One of the biggest advantages in the original implementation was that the C code was made to imitate the instruction sets on the target processor. My co-work discovered that different processors had different instructions for handling memory pointers. On a Motorola 68K processor the code

    *dst8++ = *src8++;

that copies one byte from the address src8 to the address dst8 and increases both pointers, compiled into a single instruction:

    MOV.B (A0)+, (A2)+

This piece of code can be put into a while loop and will copy memory from the address src to the address dest:

    void* memcpy(void* dest, const void* src, size_t count) {
        char* dst8 = (char*)dest;
        char* src8 = (char*)src;

        while (count--) {
            *dst8++ = *src8++;
        }
        return dest;
    }

While this is pretty good for the Motorola processor, it is not very efficient on a PowerPC that does not have any instructions for post incrementing pointers. The PowerPC uses four instructions for the same task that only required one instruction on the Motorola processor. However, the PowerPC has a set of instructions to load and store data that utilize pre increment of pointers which means that the following code only results in two instructions when compiled on the PowerPC:

    *++dst8++ = *++src8;

In order to use this construction, the pointers have to be decreased before the loop begins and the final code becomes:

    void* memcpy(void* dest, const void* src, size_t count) {
        char* dst8 = (char*)dest;
        char* src8 = (char*)src;
        --src8;
        --dst8;
        
        while (count--) {
            *++dst8 = *++src8;
        }
        return dest;
    }

Unfortunately some processors have no instructions for either pre increment or post increment of pointers. This means that the pointer needs to be incremented manually. If the example above is compiled to an processor without pre and post increment instructions, the while loop would actually look something like:

    while (count--) {
        dst8[0] = src8[0];
        ++dst8;
        ++src8;
    }


There are luckily other ways of accessing memory. Some processors can read and write to memory at a fixed offset from a base pointer. This resulted in a third way of implementing the same task:

    void *memcpy(void* dest, const void* src, size_t count) {
        char* dst8 = (char*)dest;
        char* src8 = (char*)src;
        
        if (count & 1) {
            dst8[0] = src8[0];
            dst8 += 1;
            src8 += 1;
        }
        
        count /= 2;
        while (count--) {
            dst8[0] = src8[0];
            dst8[1] = src8[1];
        
            dst8 += 2;
            src8 += 2;
        }
        return dest;
    }

Here the number of turns the loop has to be executed is half of what it was in the earlier examples and the pointers are only updated half as often.

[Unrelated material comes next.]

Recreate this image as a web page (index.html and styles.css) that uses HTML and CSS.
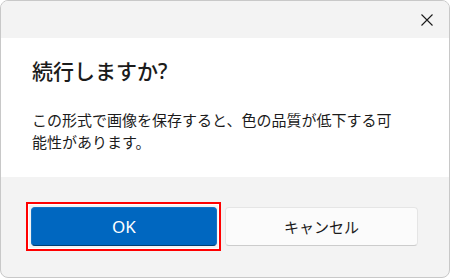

3. Optimizing memory accesses

In most systems, the CPU clock runs at much higher frequency than the speed of the memory bus. My first improvement to my co-worker's original was to read 32 bits at the time from the memory. It is of course possible to read larger chunks of data on some targets with wider data bus and wider data registers. The goal with the C implementation of memcpy() was to get portable code mainly for embedded systems. On such systems it is often expensive to use data types like double and some systems doesn't have a FPU (Floating Point Unit).

By trying to read and write memory in 32 bit blocks as often as possible, the speed of the implementation is increased dramatically, especially when copying data that is not aligned on a 32-bit boundary.

It is however quite tricky to do this. The accesses to memory need to be aligned on 32-bit addresses. The implementation needs two temporary variables that implement a 64-bit sliding window where the source data is kept temporary while being copied into the destination. The example below shows how this can be done when the destination buffer is aligned on a 32-bit address and the source buffer is 8 bits off the alignment:

    srcWord = *src32++;

    while (len--) {
        dstWord = srcWord << 8;
        srcWord = *src32++;
        dstWord |= srcWord >> 24;
        *dst32++ = dstWord;
    }


4. Optimizing branches

Another improvement is to make it easier for the compiler to generate code that utilizes the processors compare instructions in an efficient way. This means creating loops that terminates when a compare value is zero. The loop

    while (++i > count)

often generates more complicated and inefficient code than

    while (count--)

Another thing that makes the code more efficient is when the CPU's native loop instructions can be used. A compiler often generates better code for the loop above than for the following loop expression

    while (count -= 2)


5. Conclusion

The techniques described here makes the C implementation of memcpy() a lot faster and in many cases faster than commercial ones. The implementation can probably be improved even more, especially by using wider data types when available. If the target and the compiler supports 64-bit arithmetic operations such as the shift operator, these techniques can be used to implement a 64-bit version as well. I tried to find a compiler with this support for SPARC but I didn't find one. If 64-bit operations can be made in one instruction, the implementation will be faster than the native Solaris memcpy() which is probably written in assembly.

The version available for download in the end of the article, extends the algorithm to work on 64-bit architectures. For these architectures, a 64-bit data type is used instead of a 32-bit type and all the methods described in the article is applied to the bigger data type.


6. The complete source code

The complete source code for a memcpy() implementation using all the tricks described in the article can be downloaded from

http://www.vik.cc/daniel/memcpy.zip

The code is configured for an intel x86 target but it is easy to change configuration as desired.